_Given request_
Repeat the listing that follows, character for character, minus the pictures.

_Supplied data_
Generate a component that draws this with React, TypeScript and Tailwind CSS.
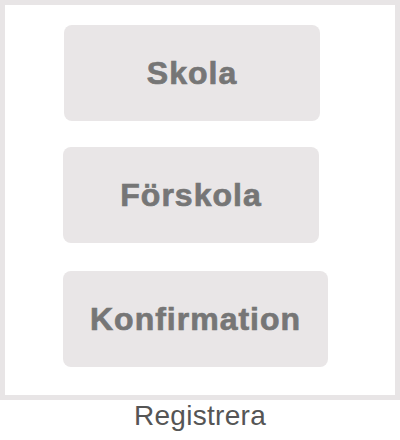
export default function App() {
  const items = [
    { label: "Skola", cls: "mt-[20px] ml-[59px]" },
    { label: "Förskola", cls: "mt-[26px] ml-[58px]" },
    { label: "Konfirmation", cls: "mt-[28px] ml-[58px]" },
  ];

  return (
    <div className="w-[400px] bg-white font-['Liberation_Sans',Arial,sans-serif]">
      <div className="flex h-[400px] w-[400px] flex-col items-start border-[5px] border-[#e8e5e6]">
        {items.map((it) => (
          <button
            key={it.label}
            className={`${it.cls} flex h-[96px] min-w-[256px] items-center justify-center rounded-[8px] bg-[#e9e6e7] px-[27px] text-[32px] font-bold tracking-[1px] text-[#767676] [-webkit-text-stroke:0.7px_#767676]`}
          >
            {it.label}
          </button>
        ))}
      </div>
      <p className="text-center text-[28px] leading-[32px] tracking-[0.3px] text-[#555555]">Registrera</p>
    </div>
  );
}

_Result for this exercise_
Generate a component that draws this with React, TypeScript and Tailwind CSS.
export default function App() {
  const items = [
    { label: "Skola", cls: "mt-[20px] ml-[59px]" },
    { label: "Förskola", cls: "mt-[26px] ml-[58px]" },
    { label: "Konfirmation", cls: "mt-[28px] ml-[58px]" },
  ];

  return (
    <div className="w-[400px] bg-white font-['Liberation_Sans',Arial,sans-serif]">
      <div className="flex h-[400px] w-[400px] flex-col items-start border-[5px] border-[#e8e5e6]">
        {items.map((it) => (
          <button
            key={it.label}
            className={`${it.cls} flex h-[96px] min-w-[256px] items-center justify-center rounded-[8px] bg-[#e9e6e7] px-[27px] text-[32px] font-bold tracking-[1px] text-[#767676] [-webkit-text-stroke:0.7px_#767676]`}
          >
            {it.label}
          </button>
        ))}
      </div>
      <p className="text-center text-[28px] leading-[32px] tracking-[0.3px] text-[#555555]">Registrera</p>
    </div>
  );
}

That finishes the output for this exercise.